Navios de guerra norte-americanos e chineses estão constantemente a disputar posições no Mar do Sul da China, uma faixa de navegação vital na região Ásia-Pacífico.
Os EUA estão a pressionar os seus aliados a excluir o grupo chinês de telecomunicações Huawei das suas redes móveis, sob o pretexto da segurança da rede, e impuseram já sanções à China devido a violações dos direitos humanos em Hong Kong, Tibete e Xinjiang.
Uma prolonga guerra comercial subsiste entre os dois países, apesar de um acordo de Fase 1, que não conheceu novos desenvolvimentos desde o final do ano passado.
As visões mais negativas sobre a China foram agora foram incorporados na política externa norte-americana, observou Tsang.

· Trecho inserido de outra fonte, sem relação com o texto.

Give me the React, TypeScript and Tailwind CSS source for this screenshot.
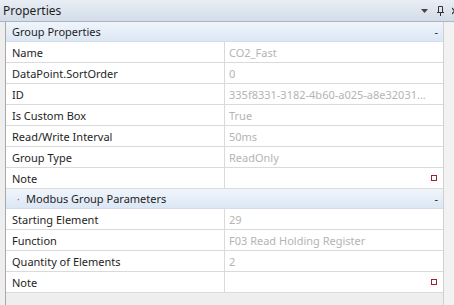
import React from "react";

type Row = { label: string; value?: string; note?: boolean };

const groupRows: Row[] = [
  { label: "Name", value: "CO2_Fast" },
  { label: "DataPoint.SortOrder", value: "0" },
  { label: "ID", value: "335f8331-3182-4b60-a025-a8e32031..." },
  { label: "Is Custom Box", value: "True" },
  { label: "Read/Write Interval", value: "50ms" },
  { label: "Group Type", value: "ReadOnly" },
  { label: "Note", note: true },
];

const modbusRows: Row[] = [
  { label: "Starting Element", value: "29" },
  { label: "Function", value: "F03 Read Holding Register" },
  { label: "Quantity of Elements", value: "2" },
  { label: "Note", note: true },
];

function CategoryHeader({ title, bullet }: { title: string; bullet?: boolean }) {
  return (
    <div className="flex h-[20px] items-center border-b border-[#d6dde8] bg-gradient-to-b from-[#f1f5fb] to-[#dbe7f5] pl-[6px] pr-[5px]">
      {bullet && <span className="w-[14px] shrink-0 pl-[5px] text-[10px] text-[#707070]">·</span>}
      <span className="text-[#1e1e1e]">{title}</span>
      <span className="ml-auto text-[#1e1e1e]">-</span>
    </div>
  );
}

function PropertyRow({ row }: { row: Row }) {
  return (
    <div className="flex h-[21px] border-b border-[#dadada] bg-white">
      <div className="flex w-[219px] shrink-0 items-center border-r border-[#dadada] pl-[6px] text-[#1e1e1e]">
        {row.label}
      </div>
      <div className="flex min-w-0 flex-1 items-center pl-[4px] pr-[6px] text-[#b4b4b4]">
        <span className="whitespace-nowrap">{row.value}</span>
        {row.note && <span className="ml-auto h-[6px] w-[6px] border border-[#a0222c]" />}
      </div>
    </div>
  );
}

export default function App() {
  return (
    <div
      className="flex h-[305px] w-[454px] flex-col overflow-hidden bg-[#eeeeee] text-[11px] leading-none"
      style={{ fontFamily: '"Segoe UI", "Noto Sans", sans-serif' }}
    >
      <div className="flex h-[22px] shrink-0 items-center border-b border-[#aab6c6] bg-gradient-to-b from-[#e9eef5] to-[#d3dce8] pl-[3px] text-[12px]">
        <span className="text-[#1e1e1e]">Properties</span>
        <div className="ml-auto mr-[-4px] flex items-center gap-[8px] text-[#3c3c3c]">
          <svg width="8" height="6" viewBox="0 0 8 6">
            <path d="M0 1h7L3.5 5z" fill="#444" />
          </svg>
          <svg width="7" height="10" viewBox="0 0 7 10">
            <path d="M1.5 0.5h4v6h-4z M0 6.5h7 M3.5 6.5v3.5" stroke="#333" fill="none" strokeWidth="1" />
          </svg>
          <svg width="6" height="8" viewBox="0 0 6 8">
            <path d="M0 1l5 6M5 1L0 7" stroke="#333" strokeWidth="1.2" />
          </svg>
        </div>
      </div>
      <div className="flex flex-1">
        <div className="ml-[5px] w-[438px] border-l border-[#a9a9a9]">
          <CategoryHeader title="Group Properties" />
          {groupRows.map((r, i) => (
            <PropertyRow key={i} row={r} />
          ))}
          <CategoryHeader title="Modbus Group Parameters" bullet />
          {modbusRows.map((r, i) => (
            <PropertyRow key={i} row={r} />
          ))}
        </div>
        <div className="w-[11px] border-l border-[#d0d0d0] bg-[#f2f2f2]" />
      </div>
    </div>
  );
}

O discurso de Pompeo foi apenas o mais recente de uma série de críticas severas dirigidas à China por membros do Governo norte-americano, incluindo o secretário de Defesa, Mark Esper, e o procurador-geral, Bill Barr: “O tipo de envolvimento que procuram não trouxe o tipo de mudança na China que o presidente Nixon esperava induzir”, disse Pompeo. “A verdade é que as nossas políticas – e de outras nações livres – ressuscitaram a economia fracassada da China, apenas para ver Pequim morder as mãos internacionais que a alimentaram”, disse.
Chu Yin, professor de relações internacionais da Universidade de Relações Internacionais de Pequim, disse que os norte-americanos que defendiam o envolvimento com a China estão desiludidos, porque o crescimento económico do país e o surgimento de uma classe média aumentaram a legitimidade do Partido Comunista, em vez de provocar reformas democráticas.
“A China não levará o discurso de Pompeo a sério. É o último grito de um [líder] em final de mandato”, disse Chu. “A China quer dialogar com um político dos EUA que esteja ao nível do estatuto de um país importante”, acrescentou.
Chu recusou-se a prever o futuro: “Sejamos mais pacientes neste momento turbulento”.